A couple years back, we joined Fr. Sixtus Agostini, Comboni Missionary, to journey through the Good Friday “Way of the Cross” liturgy in the small rural mission parish of ‘Kege’ about an hour south drive of Awasa city. Good Friday is the commemoration of the death of Jesus Christ and the Way of the Cross is a retracing of Jesus’ Passion, the final events leading up to his crucifixion. What a precious blessing it was to “walk” this Way of the Cross as guests with our brothers and sisters of Kege.
The Kege area has a soupy, clay valley floor that delivers beautifully fertile soil to the farming community, and is flanked by rocky hills. We turned off the main asphalt highway and as we drove through the final 20 km to our destination we began passing more and more people walking with large crosses they had made of wood. We wondered if they would be joining in for the Way of the Cross procession and also wondered how far they had come from and whether they were going to make it?! We packed as many people as we could into the truck but we looked with astonishment out the window at small groups every few hundred meters diligently walking, crosses in hand.
We arrived around 9:00 am at the local chapel. To our surprise there were about 200 people already gathered praying in silence in the simple chapel. No one peeped a word when we entered. The chapel was constructed using the local method of mud (chika) and chopped straw (chid) packed and smoothed onto a wooden skeleton. Your nostrils filled with an intense earthy aroma upon entering. Maggie and I took a seat on a plank of wood at the back.
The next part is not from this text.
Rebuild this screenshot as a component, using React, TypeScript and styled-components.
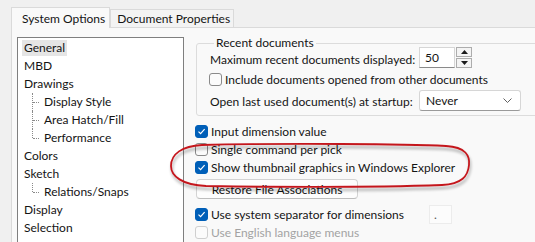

Soon we were leaving the chapel on procession. Realizing that we were the only ones without a cross, Maggie picked two small branches from the ground and a piece of grass which she tried to use to fasten the two pieces together. The children understood what was happening. Instantly, numerous teenagers came to the rescue with dried palm leaves and they tied Maggie’s cross tightly together. She shook the mud off the sticks and raised it into the ready position. This spontaneous fabrication triggered giggles and huge smiles around us.
Teenage boys carried a massive cross at the front, along with backpacks carrying a megaphone, receiver, and batteries. The megaphone crackled and Fr. Sixtus began the Way of the Cross procession with the first ‘station’ or moment of the Passion. The Gospel passage was read, followed by a reflection and prayers. The tone was solemn and penitential with the people singing responses to the prayers. As Fr. Sixtus began to read the blessing to conclude the first station, to my surprise, everyone knelt down right where they were standing – be it, the mud (it had rained hard the night before), cow dung or onto rocks, depending on one’s chance. People had dressed up to attend the service, but without hesitation plunged their knees into the mud in humbleness of heart to the whole purpose and penitential spirit of the day, Good Friday.
Everyone stood up and we began walking. The congregation scattered loosely behind the central wooden cross continued in procession with somber song. We repeated the above prayer service 13 more times through all the stations of the Way of the Cross. The procession journeyed maybe 5 km weaving through the town of Kege and surrounding farms. Along the way, Maggie and I were quite a novelty and many young children scrunched in close to walk with us. As we walked and prayed, all the people that we had seen on our drive joined group by group. By the end the congregation grew from 200 to 750. Maggie and I could only feel very touched at how passionate people were about being present on this holiest of days. People had walked hours in order to walk some more. They desired to be present to Jesus and walk with Him.
During the final stations, the procession turned up the valley wall, symbolically mirroring the ascent of Calvary. The pitch was astoundingly steep, demanding your hands to push up on rocks and pull on small trees. This was the way to celebrate the Way of the cross! It was quite the sight to see this large group slowly scurry up the rocky slope, suddenly stopping along the way to pray a station. Maggie and I climbed too. Everyone around seemed very concerned that we were not going to make it. Tiny children and old women would extend their hands at tricky boulder locations to us! At one moment, I made the tinniest of slips on some loose gravel and 100 people all gasped in unison.
We arrived all together at the top of the slope and everyone sat down amongst the brush and rocks. The procession now flowed into the celebration of the Good Friday service which Fr. Sixtus started over the megaphone. A few minutes later, the sky flipped from sunny to stormy and it poured. It poured hard. Everyone huddled under the few umbrellas that people had brought. Maggie and I soon had 7 children piled in tightly under our umbrella. The liturgy continued and everyone did their best to listen to the megaphone above the sound of the rain.
After communion had been distributed under umbrellas, the rain and the liturgy both ended together. There were smiles all around – both from the happiness of having completed the 3 hour procession and from a humorous knowledge of having endured together the sun, mud, steep pitch and thunderstorm. Roasted dry peas were passed around in celebration.
This story is not original or unique. It is the recounting of a scene which is played out in countless unknown places in the developing world – a scene where people who live in extreme material poverty gather together and turn their hearts to God. The people did not come to hear a theological lecture on Jesus’ Passion or to participate in the Easter journey out of obligation. They came simply to walk because they love Jesus and want to express their gratitude for the love He has shown them.
In front of this kind of faith, I could only but feel humbled.